Ethnographically Sensitive Composition
In his essay “Keeping Honest: Working Class Students, Difference, and Rethinking the Critical Agenda in Composition”, David Seitz argues that ethnographic research should be incorporated into developing critical composition pedagogies. It is because of a lack of consideration for the ways in which students’ class and cultural backgrounds can influence their response to the application of composition theory in the writing classroom that many writing instructors lack significant “persuasive authority for some of these students in the classroom, or more importantly, in the practice of their everyday lives” (65). Seitz calls for an increased effort, on the parts of composition teachers and theorists, to make considerations involving ethnographic research in all aspects of composition and the writing classroom, if they are to have any real impact on the students that enter these classrooms. It seems that Seitz’s theory is following in the tradition of most contemporary scholars in that he is forging a means beyond thinking about writing as some foreign practice that exists only in the composition classroom; instead, writing is being addressed as something that can have real civic implications.
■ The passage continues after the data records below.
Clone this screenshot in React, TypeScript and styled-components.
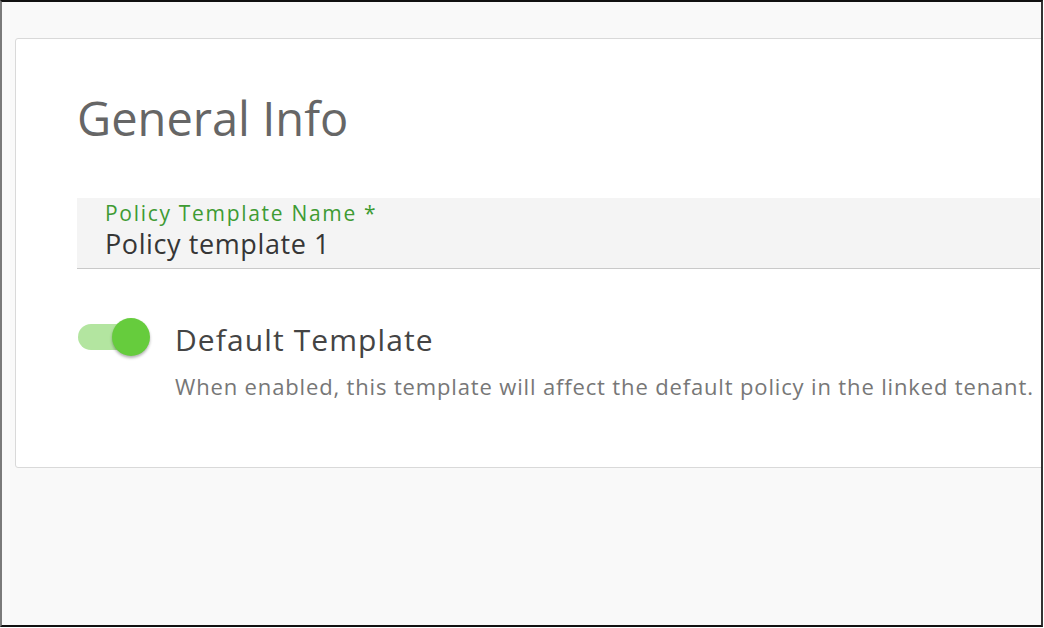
import React from "react";
import styled, { createGlobalStyle } from "styled-components";

const GlobalStyle = createGlobalStyle`
  html, body {
    margin: 0;
    padding: 0;
    background: #ffffff;
  }
  body {
    font-family: "Open Sans", "Noto Sans", sans-serif;
  }
`;

const Frame = styled.div`
  box-sizing: border-box;
  width: 1043px;
  height: 627px;
  background: #f9f9f9;
  border-top: 2px solid #111111;
  border-left: 2px solid #7a7a7a;
  border-right: 2px solid #333333;
  border-bottom: 2px solid #111111;
  overflow: hidden;
  padding: 36px 0 0 13px;
`;

const Card = styled.section`
  box-sizing: border-box;
  margin-right: -60px;
  background: #ffffff;
  border: 1px solid #d9d9d9;
  border-radius: 3px;
  padding: 56px 60px 66px 61px;
`;

const Title = styled.h1`
  margin: 0;
  font-size: 47px;
  line-height: 47px;
  font-weight: 400;
  color: #666666;
`;

const Field = styled.div`
  margin-top: 56px;
  background: #f4f4f4;
  border-bottom: 1px solid #c9c9c9;
  padding: 3px 28px 9px;
  display: flex;
  flex-direction: column;
`;

const Label = styled.label`
  font-size: 21px;
  line-height: 24px;
  letter-spacing: 1.7px;
  color: #3e9b33;
`;

const Value = styled.div`
  margin-top: 4px;
  font-size: 27px;
  line-height: 30px;
  letter-spacing: 0.6px;
  color: #363636;
`;

const ToggleRow = styled.div`
  margin-top: 48px;
  display: flex;
  align-items: flex-start;
  gap: 24px;
`;

const Switch = styled.div`
  position: relative;
  flex: none;
  width: 73px;
  height: 42px;
  margin-left: 1px;
`;

const Track = styled.span<{ $on: boolean }>`
  position: absolute;
  left: 0;
  top: 7px;
  width: 62px;
  height: 26px;
  border-radius: 13px;
  background: ${(p) => (p.$on ? "#b3e5a0" : "#cccccc")};
`;

const Thumb = styled.span<{ $on: boolean }>`
  position: absolute;
  top: 1px;
  left: ${(p) => (p.$on ? "34px" : "0")};
  width: 38px;
  height: 38px;
  border-radius: 50%;
  background: ${(p) => (p.$on ? "#66cc3d" : "#f1f1f1")};
  box-shadow: 0 2px 3px rgba(0, 0, 0, 0.3);
`;

const TextCol = styled.div`
  display: flex;
  flex-direction: column;
  padding-top: 5px;
`;

const OptionTitle = styled.div`
  font-size: 30px;
  line-height: 36px;
  letter-spacing: 1.1px;
  color: #444444;
`;

const OptionHint = styled.div`
  margin-top: 13px;
  font-size: 22px;
  line-height: 30px;
  letter-spacing: 0.85px;
  color: #777777;
  white-space: nowrap;
`;

export default function App() {
  const isDefault = true;
  return (
    <>
      <GlobalStyle />
      <Frame>
        <Card>
          <Title>General Info</Title>
          <Field>
            <Label>Policy Template Name *</Label>
            <Value>Policy template 1</Value>
          </Field>
          <ToggleRow>
            <Switch role="switch" aria-checked={isDefault}>
              <Track $on={isDefault} />
              <Thumb $on={isDefault} />
            </Switch>
            <TextCol>
              <OptionTitle>Default Template</OptionTitle>
              <OptionHint>
                When enabled, this template will affect the default policy in the linked tenant.
              </OptionHint>
            </TextCol>
          </ToggleRow>
        </Card>
      </Frame>
    </>
  );
}
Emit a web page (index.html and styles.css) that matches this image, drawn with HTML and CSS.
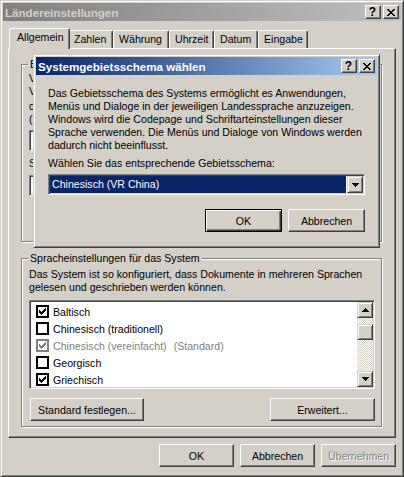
FILE: index.html
```html
<!DOCTYPE html>
<html lang="de">
<head>
<meta charset="utf-8">
<title>Ländereinstellungen</title>
<link rel="stylesheet" href="styles.css">
</head>
<body>
<div class="window">
  <div class="titlebar inactive">
    <span class="title">Ländereinstellungen</span>
    <div class="tbtns">
      <span class="tbtn help">?</span>
      <span class="tbtn"><svg class="glyph" width="8" height="7" viewBox="0 0 8 7"><path d="M0 0h2v1H0zM6 0h2v1H6zM1 1h2v1H1zM5 1h2v1H5zM2 2h4v1H2zM3 3h2v1H3zM2 4h4v1H2zM1 5h2v1H1zM5 5h2v1H5zM0 6h2v1H0zM6 6h2v1H6z"/></svg></span>
    </div>
  </div>
  <div class="client">
    <div class="tabs">
      <div class="tab sel t-allg">Allgemein</div>
      <div class="tab t-zahl">Zahlen</div>
      <div class="tab t-waeh">Währung</div>
      <div class="tab t-uhr">Uhrzeit</div>
      <div class="tab t-dat">Datum</div>
      <div class="tab t-ein">Eingabe</div>
    </div>
    <div class="panel">
      <div class="group g1">
        <div class="legend">Benutzer</div>
        <p class="text g1-p1">Viele<br>Verwenden</p>
        <p class="text g1-p2">der<br>(Standort):</p>
        <div class="combo g1-combo"><span class="combo-val">Deutsch</span><span class="dd"><svg class="glyph" width="7" height="4" viewBox="0 0 7 4"><path d="M0 0h7v1H0zM1 1h5v1H1zM2 2h3v1H2zM3 3h1v1H3z"/></svg></span></div>
        <p class="text g1-p3">Sprache</p>
        <div class="combo g1-combo g1-combo2"><span class="combo-val">Deutsch</span><span class="dd"><svg class="glyph" width="7" height="4" viewBox="0 0 7 4"><path d="M0 0h7v1H0zM1 1h5v1H1zM2 2h3v1H2zM3 3h1v1H3z"/></svg></span></div>
      </div>
      <div class="group g2">
        <div class="legend">Spracheinstellungen für das System</div>
        <p class="text intro">Das System ist so konfiguriert, dass Dokumente in mehreren Sprachen<br>gelesen und geschrieben werden können.</p>
        <div class="listbox">
          <div class="items">
            <div class="item"><span class="cb"><svg class="glyph" width="7" height="7" viewBox="0 0 7 7"><path d="M6 0h1v1H6zM5 1h2v1H5zM0 2h1v1H0zM4 2h3v1H4zM0 3h2v1H0zM3 3h3v1H3zM0 4h5v1H0zM1 5h3v1H1zM2 6h1v1H2z"/></svg></span>Baltisch</div>
            <div class="item"><span class="cb"></span>Chinesisch (traditionell)</div>
            <div class="item grey"><span class="cb"><svg class="glyph" width="7" height="7" viewBox="0 0 7 7"><path d="M6 0h1v1H6zM5 1h2v1H5zM0 2h1v1H0zM4 2h3v1H4zM0 3h2v1H0zM3 3h3v1H3zM0 4h5v1H0zM1 5h3v1H1zM2 6h1v1H2z"/></svg></span>Chinesisch (vereinfacht)<span class="std">(Standard)</span></div>
            <div class="item"><span class="cb"></span>Georgisch</div>
            <div class="item"><span class="cb"><svg class="glyph" width="7" height="7" viewBox="0 0 7 7"><path d="M6 0h1v1H6zM5 1h2v1H5zM0 2h1v1H0zM4 2h3v1H4zM0 3h2v1H0zM3 3h3v1H3zM0 4h5v1H0zM1 5h3v1H1zM2 6h1v1H2z"/></svg></span>Griechisch</div>
          </div>
          <div class="scrollbar">
            <div class="raised sb-btn"><svg class="glyph" width="7" height="4" viewBox="0 0 7 4"><path d="M3 0h1v1H3zM2 1h3v1H2zM1 2h5v1H1zM0 3h7v1H0z"/></svg></div>
            <div class="sb-track"><div class="raised sb-thumb"></div></div>
            <div class="raised sb-btn"><svg class="glyph" width="7" height="4" viewBox="0 0 7 4"><path d="M0 0h7v1H0zM1 1h5v1H1zM2 2h3v1H2zM3 3h1v1H3z"/></svg></div>
          </div>
        </div>
        <div class="group-actions">
          <button class="btn b-std">Standard festlegen...</button>
          <button class="btn b-erw">Erweitert...</button>
        </div>
      </div>
    </div>
    <div class="actions">
      <button class="btn b-main">OK</button>
      <button class="btn b-main">Abbrechen</button>
      <button class="btn b-main disabled">Übernehmen</button>
    </div>
  </div>

  <div class="dialog">
    <div class="titlebar active">
      <span class="title">Systemgebietsschema wählen</span>
      <div class="tbtns">
        <span class="tbtn help">?</span>
        <span class="tbtn"><svg class="glyph" width="8" height="7" viewBox="0 0 8 7"><path d="M0 0h2v1H0zM6 0h2v1H6zM1 1h2v1H1zM5 1h2v1H5zM2 2h4v1H2zM3 3h2v1H3zM2 4h4v1H2zM1 5h2v1H1zM5 5h2v1H5zM0 6h2v1H0zM6 6h2v1H6z"/></svg></span>
      </div>
    </div>
    <div class="dialog-body">
      <p class="text">Das Gebietsschema des Systems ermöglicht es Anwendungen,<br>Menüs und Dialoge in der jeweiligen Landessprache anzuzeigen.<br>Windows wird die Codepage und Schriftarteinstellungen dieser<br>Sprache verwenden. Die Menüs und Dialoge von Windows werden<br>dadurch nicht beeinflusst.</p>
      <p class="text d-label">Wählen Sie das entsprechende Gebietsschema:</p>
      <div class="combo d-combo"><span class="combo-val selected">Chinesisch (VR China)</span><span class="dd"><svg class="glyph" width="7" height="4" viewBox="0 0 7 4"><path d="M0 0h7v1H0zM1 1h5v1H1zM2 2h3v1H2zM3 3h1v1H3z"/></svg></span></div>
      <div class="d-actions">
        <button class="btn b-dlg default">OK</button>
        <button class="btn b-dlg">Abbrechen</button>
      </div>
    </div>
  </div>
</div>
</body>
</html>
```
FILE: styles.css
```css
* { box-sizing: border-box; }
html, body { margin: 0; padding: 0; }
body {
  width: 404px;
  height: 477px;
  overflow: hidden;
  background: #d4d0c8;
  font-family: "Liberation Sans", Arial, sans-serif;
  font-size: 10.6px;
  color: #000;
}

.window {
  position: relative;
  width: 404px;
  height: 477px;
  display: flex;
  flex-direction: column;
  background: #d4d0c8;
  border: 1px solid;
  border-color: #d4d0c8 #404040 #404040 #d4d0c8;
  box-shadow: inset 1px 1px #fff, inset -1px -1px #808080;
  padding: 2px;
}

/* title bars */
.titlebar {
  flex: none;
  height: 18px;
  display: flex;
  align-items: center;
  justify-content: space-between;
  padding: 0 2px 0 2px;
}
.titlebar.inactive { background: linear-gradient(to right, #808080, #c0c0c0); color: #d4d0c8; }
.titlebar.active { background: linear-gradient(to right, #0a246a, #a6caf0); color: #fff; }
.title { font-weight: bold; font-size: 11.6px; white-space: nowrap; }
.tbtns { display: flex; gap: 2px; }
.tbtn {
  width: 16px;
  height: 14px;
  display: flex;
  align-items: center;
  justify-content: center;
  background: #d4d0c8;
  color: #000;
  border: 1px solid;
  border-color: #fff #404040 #404040 #fff;
  box-shadow: inset -1px -1px #808080;
}
.tbtn.help { font-weight: bold; font-size: 12px; line-height: 12px; padding-right: 1px; }
.glyph { display: block; fill: currentColor; shape-rendering: crispEdges; }

/* client area */
.client {
  flex: 1;
  display: flex;
  flex-direction: column;
  padding: 7px 5px 7px 5px;
}

.tabs {
  position: relative;
  z-index: 1;
  height: 20px;
  display: flex;
  align-items: flex-end;
  padding-left: 3px;
}
.tab {
  height: 18px;
  padding: 2px 0 0 5px;
  line-height: 13px;
  white-space: nowrap;
  background: #d4d0c8;
  border: 1px solid;
  border-bottom: none;
  border-color: #fff #404040 transparent #fff;
  border-radius: 2px 2px 0 0;
  box-shadow: inset -1px 0 #808080;
}
.tab.sel {
  position: relative;
  z-index: 2;
  height: 21px;
  margin: 0 -2px -1px -2px;
  padding-left: 7px;
}
.t-allg { width: 61px; }
.t-zahl { width: 45px; }
.t-waeh { width: 56px; }
.t-uhr { width: 45px; }
.t-dat { width: 44px; }
.t-ein { width: 50px; }

.panel {
  height: 390px;
  display: flex;
  flex-direction: column;
  border: 1px solid;
  border-color: #fff #404040 #404040 #fff;
  box-shadow: inset -1px -1px #808080;
  padding: 15px 13px 10px 12px;
}

.group {
  display: flex;
  flex-direction: column;
  align-items: flex-start;
  border: 1px solid #808080;
  box-shadow: inset 1px 1px #fff, 1px 1px #fff;
  padding: 0 6px 0 7px;
}
.g1 { height: 178px; }
.g2 { height: 169px; margin-top: 16px; }
.legend {
  margin: -7px 0 0 -1px;
  padding: 0 2px;
  line-height: 13px;
  background: #d4d0c8;
  white-space: nowrap;
}

.text { margin: 0; line-height: 13px; white-space: nowrap; }
.g1-p1 { margin-top: 1px; }
.g1-p2 { margin-top: 2px; }
.g1-p3 { margin-top: 6px; }
.g1-combo { width: 240px; margin-top: 4px; }
.g1-combo2 { margin-top: 5px; }
.intro { margin-top: 3px; }

/* combobox */
.combo {
  height: 21px;
  display: flex;
  background: #fff;
  border: 1px solid;
  border-color: #808080 #fff #fff #808080;
  box-shadow: inset 1px 1px #404040, inset -1px -1px #d4d0c8;
  padding: 1px;
}
.combo-val {
  flex: 1;
  padding-left: 2px;
  line-height: 17px;
  white-space: nowrap;
  overflow: hidden;
}
.combo-val.selected { background: #0a246a; color: #fff; margin-right: 1px; }
.dd,
.raised {
  display: flex;
  align-items: center;
  justify-content: center;
  background: #d4d0c8;
  color: #000;
  border: 1px solid;
  border-color: #d4d0c8 #404040 #404040 #d4d0c8;
  box-shadow: inset 1px 1px #fff, inset -1px -1px #808080;
}
.dd { width: 16px; height: 17px; }

/* listbox */
.listbox {
  width: 346px;
  height: 89px;
  margin-top: 6px;
  display: flex;
  background: #fff;
  border: 1px solid;
  border-color: #808080 #fff #fff #808080;
  box-shadow: inset 1px 1px #404040, inset -1px -1px #d4d0c8;
  padding: 1px;
}
.items { flex: 1; padding: 1px 0 0 5px; overflow: hidden; }
.item {
  height: 17px;
  display: flex;
  align-items: center;
  gap: 4px;
  white-space: nowrap;
}
.cb {
  flex: none;
  width: 13px;
  height: 13px;
  border: 2px solid #000;
  background: #fff;
  display: flex;
  align-items: center;
  justify-content: center;
  color: #000;
}
.item.grey { color: #808080; }
.item.grey .cb { border-color: #808080; color: #808080; }
.std { margin-left: 3px; }

.scrollbar { width: 16px; display: flex; flex-direction: column; }
.sb-btn { height: 16px; flex: none; }
.sb-track {
  flex: 1;
  padding-top: 6px;
  background-color: #fff;
  background-image: conic-gradient(#d4d0c8 25%, #fff 0 50%, #d4d0c8 0 75%, #fff 0);
  background-size: 2px 2px;
}
.sb-thumb { height: 16px; }

/* buttons */
.btn {
  height: 23px;
  padding: 0;
  font: inherit;
  color: #000;
  background: #d4d0c8;
  border: 1px solid;
  border-color: #fff #404040 #404040 #fff;
  box-shadow: inset -1px -1px #808080;
  display: flex;
  align-items: center;
  justify-content: center;
  white-space: nowrap;
}
.btn.default {
  border-color: #000;
  box-shadow: inset 1px 1px #fff, inset -1px -1px #404040, inset -2px -2px #808080;
}
.btn.disabled { color: #808080; text-shadow: 1px 1px #fff; }

.group-actions {
  align-self: stretch;
  width: 346px;
  margin-top: 9px;
  display: flex;
  justify-content: space-between;
}
.b-std { width: 114px; margin-left: 1px; }
.b-erw { width: 105px; }

.actions {
  margin-top: 6px;
  display: flex;
  justify-content: flex-end;
  gap: 6px;
}
.b-main { width: 75px; }

/* dialog */
.dialog {
  position: absolute;
  left: 32px;
  top: 53px;
  width: 347px;
  height: 194px;
  display: flex;
  flex-direction: column;
  background: #d4d0c8;
  border: 1px solid;
  border-color: #d4d0c8 #404040 #404040 #d4d0c8;
  box-shadow: inset 1px 1px #fff, inset -1px -1px #808080;
  padding: 2px;
}
.dialog-body { padding: 12px 12px 0 12px; }
.d-label { margin-top: 5px; }
.d-combo { margin-top: 4px; }
.d-actions {
  margin-top: 14px;
  display: flex;
  justify-content: flex-end;
  gap: 6px;
}
.b-dlg { width: 77px; }
```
Seitz makes the point that, not only do students miss out on effective instruction when their cultural and socio-economic circumstances are not considered during the implication of critical composition pedagogies, but the academic community as a whole loses out on “views from outside middle-class institutions that imply valuable critiques to these theories and their application in the writing class” (65). In order to place his discussion into a more concrete context, he evokes specific references to three individual students in order to prove the negative effects of leaving ethnographic considerations out of composition: Lilia, Diana, and Mike. Seitz claims that the school histories and differing community values individual students bring to their writing will help to determine their response to their writing and the writing classroom in general. He notes that, “As the situations of Diana, Mike, and Lilia show, these contexts and values will shape different students’ approaches to these calls for critical engagement” (77).
David Seitz’s essay succeeds in opening up a more wholistic discussion of composition and its place in reflecting and determining student identity. He concludes, of ethnographic research in looking at student demographics, “This research must continually try to understand the relations between their various ways of knowing and behaving in multiple domains” (78). His essay seems to be particularly relevant to a course focusing on research in that he is able to provide a new route for composition research and scholarship by integrating ethnographic concerns and concerns about writing pedagogy.